Red Rock Pass Geological Site
About 14,500 years ago, ancient Lake Bonneville overflowed at this site.
A dam of alluvial fans between Oxford Mountain to the west
and the Portneuf Range to the east
suddenly eroded releasing Lake Bonneville from the Great Basin
into the Snake River system.
The Peak flow was about one million cubic meters per second at the pass,
or about 500 times the maximum discharge on the Snake River at Idaho Falls, Idaho.
Ancient “bathtub ring” shorelines up to 1,000 feet above the valley
floor are readily visible in the Salt Lake Valley.

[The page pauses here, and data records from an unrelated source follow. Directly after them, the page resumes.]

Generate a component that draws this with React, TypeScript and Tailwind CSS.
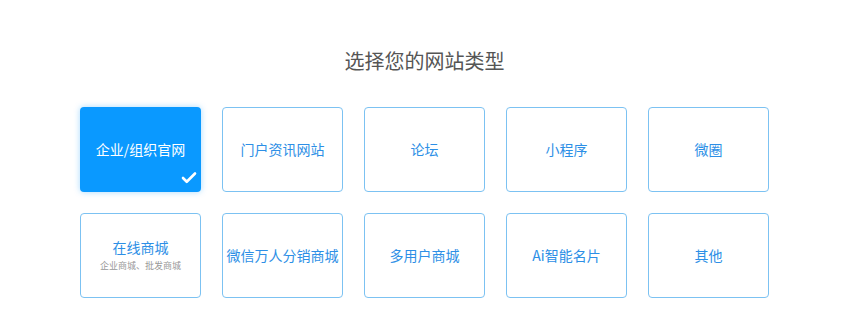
import { Check } from 'lucide-react';

interface SiteType {
  label: string;
  sub?: string;
}

const types: SiteType[] = [
  { label: '企业/组织官网' },
  { label: '门户资讯网站' },
  { label: '论坛' },
  { label: '小程序' },
  { label: '微圈' },
  { label: '在线商城', sub: '企业商城、批发商城' },
  { label: '微信万人分销商城' },
  { label: '多用户商城' },
  { label: 'Ai智能名片' },
  { label: '其他' },
];

export default function App() {
  const selected = 0;

  return (
    <div
      className="w-[860px] h-[331px] bg-white"
      style={{ fontFamily: '"Noto Sans CJK SC", "Noto Sans", sans-serif' }}
    >
      <div className="w-[689px] ml-[80px] pt-[47px]">
        <h2 className="text-center text-[20px] leading-[28px] text-[#555555] font-normal">
          选择您的网站类型
        </h2>

        <div className="mt-[32px] grid grid-cols-5 gap-x-[21px] gap-y-[21px]">
          {types.map((t, i) => {
            const active = i === selected;
            return (
              <div
                key={t.label}
                className={
                  active
                    ? 'relative h-[85px] rounded-[4px] bg-[#0a99ff] flex flex-col items-center justify-center text-white shadow-[0_0_6px_rgba(10,153,255,0.35)]'
                    : 'relative h-[85px] rounded-[4px] border border-[#7cc2f2] bg-white flex flex-col items-center justify-center text-[#2d8fe6]'
                }
              >
                <span className="text-[14px] leading-[20px] whitespace-nowrap -mt-[2px]">{t.label}</span>
                {t.sub && (
                  <span className="text-[9px] leading-[12px] mt-[3px] text-[#999999] whitespace-nowrap">
                    {t.sub}
                  </span>
                )}
                {active && (
                  <Check
                    className="absolute right-[3px] bottom-[5px] w-[18px] h-[18px] text-white"
                    strokeWidth={3.5}
                  />
                )}
              </div>
            );
          })}
        </div>
      </div>
    </div>
  );
}
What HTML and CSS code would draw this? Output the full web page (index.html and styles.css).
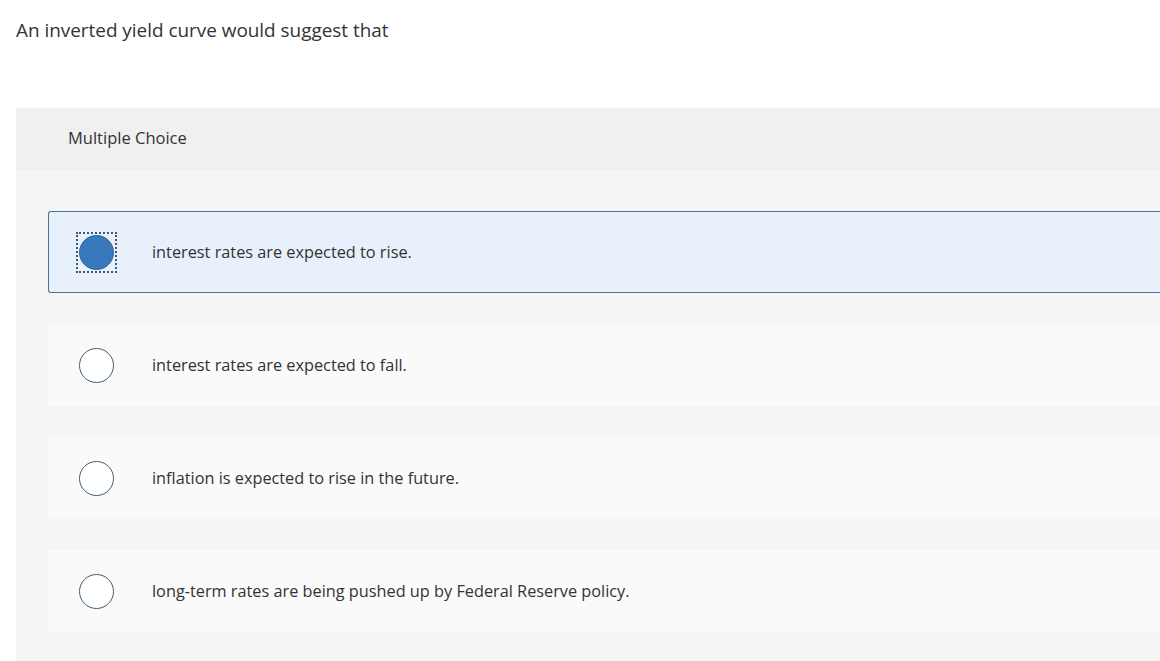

Evidence of the flood is visible thoughout southern Idaho with
areas of scoured bare bedrock (“scabland”)
and deposits of boulders (“melon gravel”) marking the flood path.
After about 11,000 years, Lake Bonneville receded to become the Great Salt Lake.
Highly saline and only 40 feet deep, it is but a shadow of
giant fresh-water Lake Bonneville.
Red Rock Pass is the geographic northern extremity of the Bonneville drainage
basin, and was also designated by the early Latter-day Saint leaders as
the northern edge of the proposed State of Deseret.
North of here, water flows to the Snake, Salmon, and Columbia rivers,
on the way to the Pacific Ocean, but south of here it flows into the Great Basin and the Great Salt Lake.
South of the monument in Red Rock Pass, the house-sized limestone blocks
were jostled during the breakout of the Bonneville flood.
The uneven topography northwest of the monument is a landslide which flowed
into Red Rock Pass after it was deepened about 400 feet during the flood.
Ancient cave formations are found in the flat-lying limestone of
Red Rock Butte immediately north of the monument.